##### Source excerpt #####

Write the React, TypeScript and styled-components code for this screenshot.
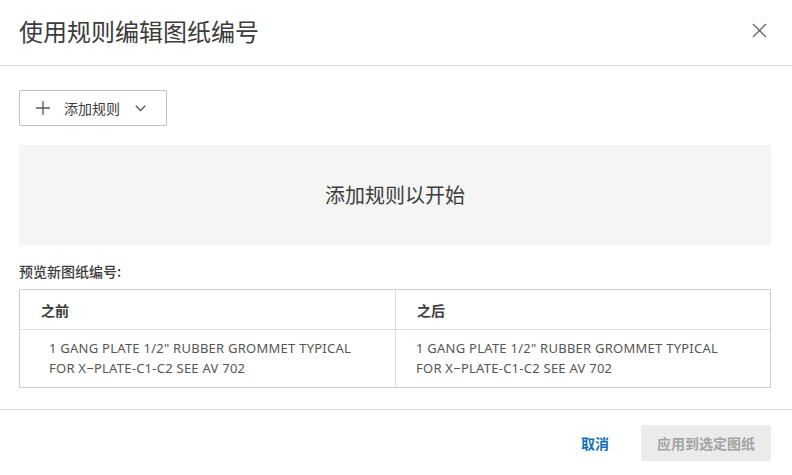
import React from "react";
import styled, { createGlobalStyle } from "styled-components";

const Global = createGlobalStyle`
  html, body { margin: 0; padding: 0; background: #fff; }
  body { font-family: "Noto Sans", "Noto Sans CJK SC", sans-serif; color: #3c3c3c; }
  * { box-sizing: border-box; }
`;

const Dialog = styled.div`
  width: 792px;
  height: 475px;
  display: flex;
  flex-direction: column;
  background: #fff;
`;

const Header = styled.div`
  height: 66px;
  display: flex;
  align-items: center;
  justify-content: space-between;
  padding: 0 25px 4px 19px;
  border-bottom: 1px solid #d9d9d9;
`;

const Title = styled.h1`
  margin: 0;
  font-size: 24px;
  font-weight: 400;
  color: #3c3c3c;
  font-family: "Noto Sans CJK SC", sans-serif;
`;

const CloseBtn = styled.button`
  border: none;
  background: none;
  padding: 0;
  width: 16px;
  height: 16px;
  display: flex;
  align-items: center;
  justify-content: center;
  cursor: pointer;
`;

const Body = styled.div`
  flex: 1;
  padding: 24px 21px 0 19px;
  display: flex;
  flex-direction: column;
`;

const AddButton = styled.button`
  align-self: flex-start;
  width: 148px;
  height: 36px;
  border: 1px solid #bfbfbf;
  border-radius: 2px;
  background: #fff;
  display: flex;
  align-items: center;
  padding: 0 0 0 16px;
  font-family: "Noto Sans CJK SC", sans-serif;
  font-size: 14px;
  color: #3c3c3c;
  cursor: pointer;
`;

const AddLabel = styled.span`
  margin: 0 15px 0 14px;
`;

const Empty = styled.div`
  margin-top: 19px;
  height: 100px;
  background: #f5f5f5;
  display: flex;
  align-items: center;
  justify-content: center;
  font-family: "Noto Sans CJK SC", sans-serif;
  font-size: 20px;
  color: #3c3c3c;
  padding-bottom: 2px;
`;

const PreviewLabel = styled.div`
  margin-top: 17px;
  font-family: "Noto Sans CJK SC", sans-serif;
  font-size: 14px;
  font-weight: 500;
  color: #3c3c3c;
  line-height: 18px;
`;

const Table = styled.div`
  margin-top: 9px;
  border: 1px solid #cfcfcf;
  display: grid;
  grid-template-columns: 376px 1fr;
`;

const HeadCell = styled.div<{ $last?: boolean }>`
  height: 40px;
  display: flex;
  align-items: center;
  padding-left: 21px;
  border-bottom: 1px solid #dcdcdc;
  border-right: ${(p) => (p.$last ? "none" : "1px solid #dcdcdc")};
  font-family: "Noto Sans CJK SC", sans-serif;
  font-size: 14px;
  font-weight: 700;
  color: #3c3c3c;
`;

const Cell = styled.div<{ $last?: boolean; $indent: number }>`
  padding: 8px 8px 9px ${(p) => p.$indent}px;
  border-right: ${(p) => (p.$last ? "none" : "1px solid #dcdcdc")};
  font-family: "Noto Sans", sans-serif;
  font-size: 13px;
  line-height: 20px;
  color: #555;
  letter-spacing: 0.25px;
`;

const Footer = styled.div`
  height: 66px;
  border-top: 1px solid #d9d9d9;
  display: flex;
  align-items: center;
  justify-content: flex-end;
  padding: 0 21px 0 0;
  gap: 32px;
`;

const LinkBtn = styled.button`
  border: none;
  background: none;
  padding: 0;
  font-family: "Noto Sans CJK SC", sans-serif;
  font-size: 14px;
  font-weight: 700;
  color: #0f6fb8;
  cursor: pointer;
`;

const PrimaryBtn = styled.button`
  width: 130px;
  height: 36px;
  border: none;
  border-radius: 2px;
  background: #ebebeb;
  font-family: "Noto Sans CJK SC", sans-serif;
  font-size: 14px;
  font-weight: 700;
  color: #a3a3a3;
`;

const text1 = "1 GANG PLATE 1/2\" RUBBER GROMMET TYPICAL";
const text2 = "FOR X\u2212PLATE-C1-C2 SEE AV 702";

export default function App() {
  return (
    <>
      <Global />
      <Dialog>
        <Header>
          <Title>使用规则编辑图纸编号</Title>
          <CloseBtn aria-label="close">
            <svg width="15" height="15" viewBox="0 0 15 15">
              <path d="M1 1L14 14M14 1L1 14" stroke="#6a6a6a" strokeWidth="1.4" />
            </svg>
          </CloseBtn>
        </Header>
        <Body>
          <AddButton>
            <svg width="14" height="14" viewBox="0 0 14 14">
              <path d="M7 0V14M0 7H14" stroke="#555" strokeWidth="1.3" />
            </svg>
            <AddLabel>添加规则</AddLabel>
            <svg width="11" height="7" viewBox="0 0 11 7">
              <path d="M0.8 0.8L5.5 5.5L10.2 0.8" stroke="#555" strokeWidth="1.3" fill="none" />
            </svg>
          </AddButton>
          <Empty>添加规则以开始</Empty>
          <PreviewLabel>预览新图纸编号:</PreviewLabel>
          <Table>
            <HeadCell>之前</HeadCell>
            <HeadCell $last>之后</HeadCell>
            <Cell $indent={29}>
              {text1}
              <br />
              {text2}
            </Cell>
            <Cell $last $indent={20}>
              {text1}
              <br />
              {text2}
            </Cell>
          </Table>
        </Body>
        <Footer>
          <LinkBtn>取消</LinkBtn>
          <PrimaryBtn disabled>应用到选定图纸</PrimaryBtn>
        </Footer>
      </Dialog>
    </>
  );
}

#####

What you are asked to do » Return each line exactly as written. Any picture gets left out.

Output of the exercise »
Write the React, TypeScript and styled-components code for this screenshot.
import React from "react";
import styled, { createGlobalStyle } from "styled-components";

const Global = createGlobalStyle`
  html, body { margin: 0; padding: 0; background: #fff; }
  body { font-family: "Noto Sans", "Noto Sans CJK SC", sans-serif; color: #3c3c3c; }
  * { box-sizing: border-box; }
`;

const Dialog = styled.div`
  width: 792px;
  height: 475px;
  display: flex;
  flex-direction: column;
  background: #fff;
`;

const Header = styled.div`
  height: 66px;
  display: flex;
  align-items: center;
  justify-content: space-between;
  padding: 0 25px 4px 19px;
  border-bottom: 1px solid #d9d9d9;
`;

const Title = styled.h1`
  margin: 0;
  font-size: 24px;
  font-weight: 400;
  color: #3c3c3c;
  font-family: "Noto Sans CJK SC", sans-serif;
`;

const CloseBtn = styled.button`
  border: none;
  background: none;
  padding: 0;
  width: 16px;
  height: 16px;
  display: flex;
  align-items: center;
  justify-content: center;
  cursor: pointer;
`;

const Body = styled.div`
  flex: 1;
  padding: 24px 21px 0 19px;
  display: flex;
  flex-direction: column;
`;

const AddButton = styled.button`
  align-self: flex-start;
  width: 148px;
  height: 36px;
  border: 1px solid #bfbfbf;
  border-radius: 2px;
  background: #fff;
  display: flex;
  align-items: center;
  padding: 0 0 0 16px;
  font-family: "Noto Sans CJK SC", sans-serif;
  font-size: 14px;
  color: #3c3c3c;
  cursor: pointer;
`;

const AddLabel = styled.span`
  margin: 0 15px 0 14px;
`;

const Empty = styled.div`
  margin-top: 19px;
  height: 100px;
  background: #f5f5f5;
  display: flex;
  align-items: center;
  justify-content: center;
  font-family: "Noto Sans CJK SC", sans-serif;
  font-size: 20px;
  color: #3c3c3c;
  padding-bottom: 2px;
`;

const PreviewLabel = styled.div`
  margin-top: 17px;
  font-family: "Noto Sans CJK SC", sans-serif;
  font-size: 14px;
  font-weight: 500;
  color: #3c3c3c;
  line-height: 18px;
`;

const Table = styled.div`
  margin-top: 9px;
  border: 1px solid #cfcfcf;
  display: grid;
  grid-template-columns: 376px 1fr;
`;

const HeadCell = styled.div<{ $last?: boolean }>`
  height: 40px;
  display: flex;
  align-items: center;
  padding-left: 21px;
  border-bottom: 1px solid #dcdcdc;
  border-right: ${(p) => (p.$last ? "none" : "1px solid #dcdcdc")};
  font-family: "Noto Sans CJK SC", sans-serif;
  font-size: 14px;
  font-weight: 700;
  color: #3c3c3c;
`;

const Cell = styled.div<{ $last?: boolean; $indent: number }>`
  padding: 8px 8px 9px ${(p) => p.$indent}px;
  border-right: ${(p) => (p.$last ? "none" : "1px solid #dcdcdc")};
  font-family: "Noto Sans", sans-serif;
  font-size: 13px;
  line-height: 20px;
  color: #555;
  letter-spacing: 0.25px;
`;

const Footer = styled.div`
  height: 66px;
  border-top: 1px solid #d9d9d9;
  display: flex;
  align-items: center;
  justify-content: flex-end;
  padding: 0 21px 0 0;
  gap: 32px;
`;

const LinkBtn = styled.button`
  border: none;
  background: none;
  padding: 0;
  font-family: "Noto Sans CJK SC", sans-serif;
  font-size: 14px;
  font-weight: 700;
  color: #0f6fb8;
  cursor: pointer;
`;

const PrimaryBtn = styled.button`
  width: 130px;
  height: 36px;
  border: none;
  border-radius: 2px;
  background: #ebebeb;
  font-family: "Noto Sans CJK SC", sans-serif;
  font-size: 14px;
  font-weight: 700;
  color: #a3a3a3;
`;

const text1 = "1 GANG PLATE 1/2\" RUBBER GROMMET TYPICAL";
const text2 = "FOR X\u2212PLATE-C1-C2 SEE AV 702";

export default function App() {
  return (
    <>
      <Global />
      <Dialog>
        <Header>
          <Title>使用规则编辑图纸编号</Title>
          <CloseBtn aria-label="close">
            <svg width="15" height="15" viewBox="0 0 15 15">
              <path d="M1 1L14 14M14 1L1 14" stroke="#6a6a6a" strokeWidth="1.4" />
            </svg>
          </CloseBtn>
        </Header>
        <Body>
          <AddButton>
            <svg width="14" height="14" viewBox="0 0 14 14">
              <path d="M7 0V14M0 7H14" stroke="#555" strokeWidth="1.3" />
            </svg>
            <AddLabel>添加规则</AddLabel>
            <svg width="11" height="7" viewBox="0 0 11 7">
              <path d="M0.8 0.8L5.5 5.5L10.2 0.8" stroke="#555" strokeWidth="1.3" fill="none" />
            </svg>
          </AddButton>
          <Empty>添加规则以开始</Empty>
          <PreviewLabel>预览新图纸编号:</PreviewLabel>
          <Table>
            <HeadCell>之前</HeadCell>
            <HeadCell $last>之后</HeadCell>
            <Cell $indent={29}>
              {text1}
              <br />
              {text2}
            </Cell>
            <Cell $last $indent={20}>
              {text1}
              <br />
              {text2}
            </Cell>
          </Table>
        </Body>
        <Footer>
          <LinkBtn>取消</LinkBtn>
          <PrimaryBtn disabled>应用到选定图纸</PrimaryBtn>
        </Footer>
      </Dialog>
    </>
  );
}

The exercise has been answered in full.